J’ai embrassé la carrière diplomatique, il y a 30 ans de cela. J’étais motivée par la soif de connaissance et de nature curieuse. Je voulais apprendre la culture, la langue et les us et coutumes des autres. J’ai aussi beaucoup voyagé et, ce, dès mon plus jeune âge. J’avais six mois lorsque ma famille a émigré du Texas pour s’installer en Allemagne. Depuis, ma vie a été un perpétuel voyage.
Vous avez surtout servi en Asie du Sud-Est et en Amérique du Sud. Que représentait votre affectation à Maurice ?
En fait, j’avais déjà envisagé de travailler à Maurice au début de ma carrière. Mon affectation ici diffère de celle des autres pays où j’ai servi. Mais pour avoir beaucoup voyagé, je ne me suis pas sentie dépaysée. Lorsqu’on découvre un pays, on adopte son mode de vie et c’est ce qui rend l’expérience unique.
Vous représentez aussi les Seychelles...
J’ai servi dans beaucoup de pays. Chacun était unique dans sa diversité. Il y a plus de différences que de similarités entre Maurice et les Seychelles.

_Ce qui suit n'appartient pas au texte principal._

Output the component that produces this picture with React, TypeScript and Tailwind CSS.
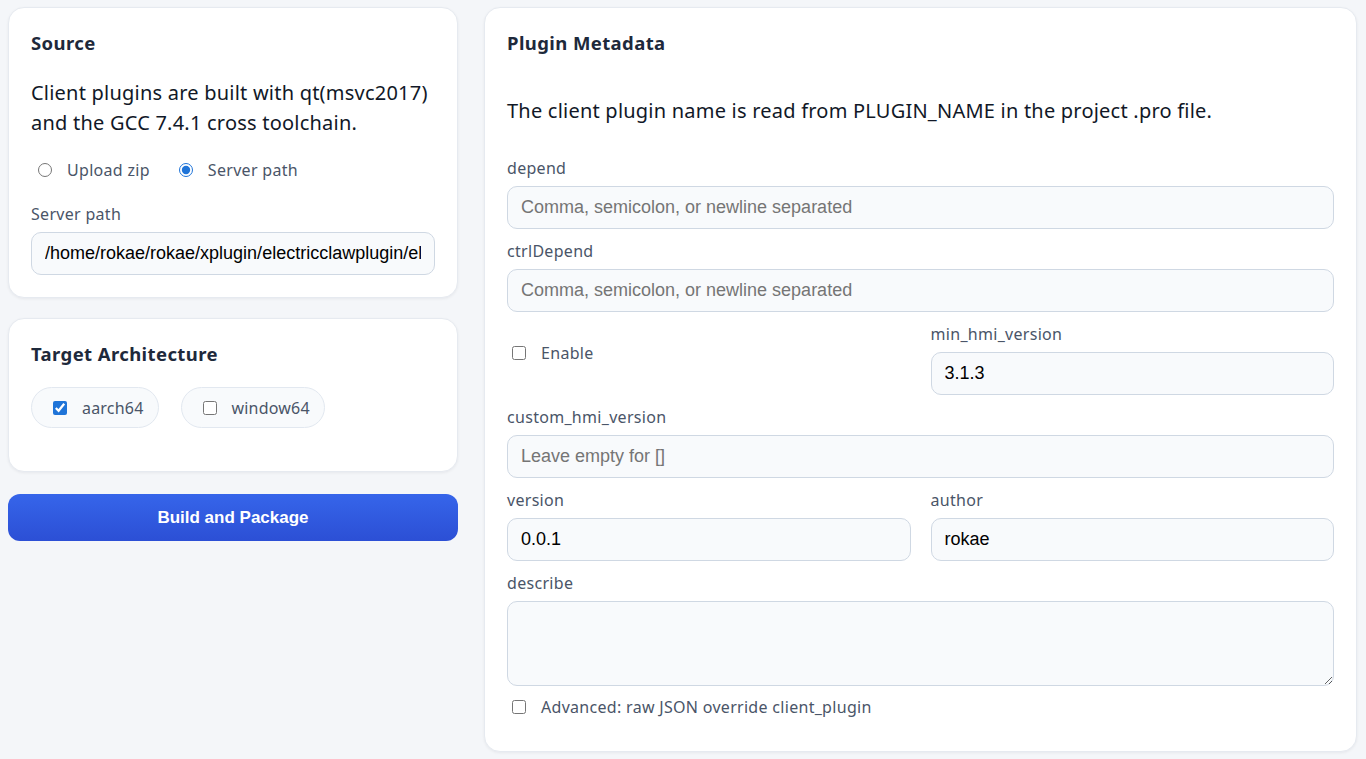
import { useState } from 'react'

const ui = { fontFamily: '"Segoe UI", "Noto Sans", sans-serif' }
const mono = { fontFamily: '"Liberation Sans", Arial, sans-serif' }

const inputCls =
  'block w-full h-[43px] rounded-[10px] border border-[#cfd8e3] bg-[#f8fafc] px-[13px] text-[18px] text-black placeholder:text-[#757575] outline-none'

const boxCls = 'm-0 w-[14px] h-[14px] accent-[#1f74d8]'
const headCls = 'text-[18.5px] font-bold leading-7 tracking-[0.4px] text-[#1e293b]'

function Field({ label, children }: { label: string; children: React.ReactNode }) {
  return (
    <div>
      <label className="block text-base leading-6 tracking-[0.3px] text-[#4a5568] mb-1.5" style={ui}>
        {label}
      </label>
      {children}
    </div>
  )
}

function Card({ children, className = '' }: { children: React.ReactNode; className?: string }) {
  return (
    <section
      className={`bg-white border border-[#e6eaf0] rounded-2xl shadow-[0_1px_3px_rgba(15,23,42,0.06)] px-[22px] pt-[21px] ${className}`}
    >
      {children}
    </section>
  )
}

export default function App() {
  const [mode, setMode] = useState<'zip' | 'path'>('path')
  const [arch, setArch] = useState({ aarch64: true, window64: false })

  return (
    <div className="min-h-screen bg-[#f4f6f9] text-[#111827]" style={ui}>
      <div className="grid grid-cols-[450px_1fr] gap-[26px] pl-2 pr-[9px] pt-[7px] pb-2 items-start">
        {/* Left column */}
        <div className="flex flex-col">
          <Card className="pb-[22px]">
            <h2 className={headCls}>Source</h2>
            <p className="mt-[21px] text-xl leading-[30px] tracking-[0.22px] text-[#111827]">
              Client plugins are built with qt(msvc2017) and the GCC 7.4.1 cross toolchain.
            </p>
            <div className="mt-5 flex items-center gap-[29px] text-base leading-6 tracking-[0.3px] text-[#4a5568]">
              <label className="flex items-center gap-[15px] pl-[7px]">
                <input
                  type="radio"
                  name="src"
                  checked={mode === 'zip'}
                  onChange={() => setMode('zip')}
                  className={boxCls}
                />
                Upload zip
              </label>
              <label className="flex items-center gap-[15px]">
                <input
                  type="radio"
                  name="src"
                  checked={mode === 'path'}
                  onChange={() => setMode('path')}
                  className={boxCls}
                />
                Server path
              </label>
            </div>
            <div className="mt-5">
              <Field label="Server path">
                <input
                  className={inputCls}
                  style={mono}
                  defaultValue="/home/rokae/rokae/xplugin/electricclawplugin/electricclawplugin"
                />
              </Field>
            </div>
          </Card>

          <Card className="mt-5 pb-[43px]">
            <h2 className={headCls}>Target Architecture</h2>
            <div className="mt-[19px] flex gap-[22px]">
              {(['aarch64', 'window64'] as const).map((k) => (
                <label
                  key={k}
                  className="flex items-center gap-[15px] h-[41px] rounded-full border border-[#e2e8f0] bg-[#f8fafc] pl-[21px] pr-[14px] text-base tracking-[0.2px] text-[#4a5568]"
                >
                  <input
                    type="checkbox"
                    checked={arch[k]}
                    onChange={() => setArch({ ...arch, [k]: !arch[k] })}
                    className={boxCls}
                  />
                  {k}
                </label>
              ))}
            </div>
          </Card>

          <button
            className="mt-[22px] h-[47px] w-full rounded-xl bg-gradient-to-b from-[#3665ea] to-[#2c4fd5] text-[17px] font-bold text-white"
            style={mono}
          >
            Build and Package
          </button>
        </div>

        {/* Plugin metadata */}
        <Card className="pb-[32px]">
          <h2 className={headCls}>Plugin Metadata</h2>
          <p className="mt-[39px] text-xl leading-[30px] tracking-[0.22px] text-[#111827]">
            The client plugin name is read from PLUGIN_NAME in the project .pro file.
          </p>

          <div className="mt-[30px] flex flex-col gap-[10px]">
            <Field label="depend">
              <input className={inputCls} style={mono} placeholder="Comma, semicolon, or newline separated" />
            </Field>
            <Field label="ctrlDepend">
              <input className={inputCls} style={mono} placeholder="Comma, semicolon, or newline separated" />
            </Field>

            <div className="grid grid-cols-2 gap-5">
              <div className="pt-[19px]">
                <label className="flex items-center gap-[15px] pl-[5px] text-base leading-6 tracking-[0.3px] text-[#4a5568]">
                  <input type="checkbox" className={boxCls} />
                  Enable
                </label>
              </div>
              <Field label="min_hmi_version">
                <input className={inputCls} style={mono} defaultValue="3.1.3" />
              </Field>
            </div>

            <Field label="custom_hmi_version">
              <input className={inputCls} style={mono} placeholder="Leave empty for []" />
            </Field>

            <div className="grid grid-cols-2 gap-5">
              <Field label="version">
                <input className={inputCls} style={mono} defaultValue="0.0.1" />
              </Field>
              <Field label="author">
                <input className={inputCls} style={mono} defaultValue="rokae" />
              </Field>
            </div>

            <Field label="describe">
              <textarea
                className="mt-px block w-full h-[85px] rounded-[10px] border border-[#cfd8e3] bg-[#f8fafc] px-[13px] py-2 text-[18px] outline-none"
                style={mono}
              />
            </Field>
          </div>

          <label className="mt-[9px] flex items-center gap-[15px] pl-[5px] text-base leading-6 tracking-[0.3px] text-[#4a5568]">
            <input type="checkbox" className={boxCls} />
            Advanced: raw JSON override client_plugin
          </label>
        </Card>
      </div>
    </div>
  )
}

[blockquote]« Les Mauriciens ont une manière très civile de débattre de certains problèmes. Je suis pour des débats qui permettent aux gens de faire des choix informés »[/blockquote]
Quelle a été votre expérience à Maurice ?
J’étais habituée à servir dans des pays en crise. Maurice est différent et partage de très bonnes relations avec les États-Unis d’Amérique. Cela a été un plaisir de travailler ici, avec les Mauriciens.
Précisez-nous dans quel domaine ?
La démocratie et la bonne gouvernance, par exemple. J’ai servi dans des pays où il y avait des violations flagrantes des droits de l’homme. Évidemment, ce n’est pas le cas à Maurice. Dans certains pays, les élections n’existent pas. Vous, vous n’avez pas ce problème.
Tout va bien à Maurice alors ?
J’ai tout de même noté des cas d’inégalité et de discrimination. Beaucoup de discrimination subsiste.
À l’égard de qui ?
À l’égard des femmes, des personnes handicapées, de la communauté LGBT (lesbienne, gay, bisexuel et transgenre) et la discrimination raciale également. Il y a certes des lois pour les prévenir, mais elles ne sont appliquées. J’ai essayé de m’engager pour corriger certaines de ces inégalités.
Vous vous êtes engagée pour qui spécifiquement?
En faveur des femmes. Je peux dire que nous avons réussi à rendre les femmes plus confiantes en revendiquant leurs droits.
Quid des chauve-souris...
Oui, j’ai pris position contre le massacre des chauve-souris à Maurice. C’était sur le plan personnel. J’ai toujours aimé les chauve-souris. Je ne peux comprendre comment et pourquoi on voudrait les tuer. Ce sont nos amis. Je pense qu’il y a d’autres moyens de régler ce problème.
Cela vous a-t-il causé du tort au niveau diplomatique?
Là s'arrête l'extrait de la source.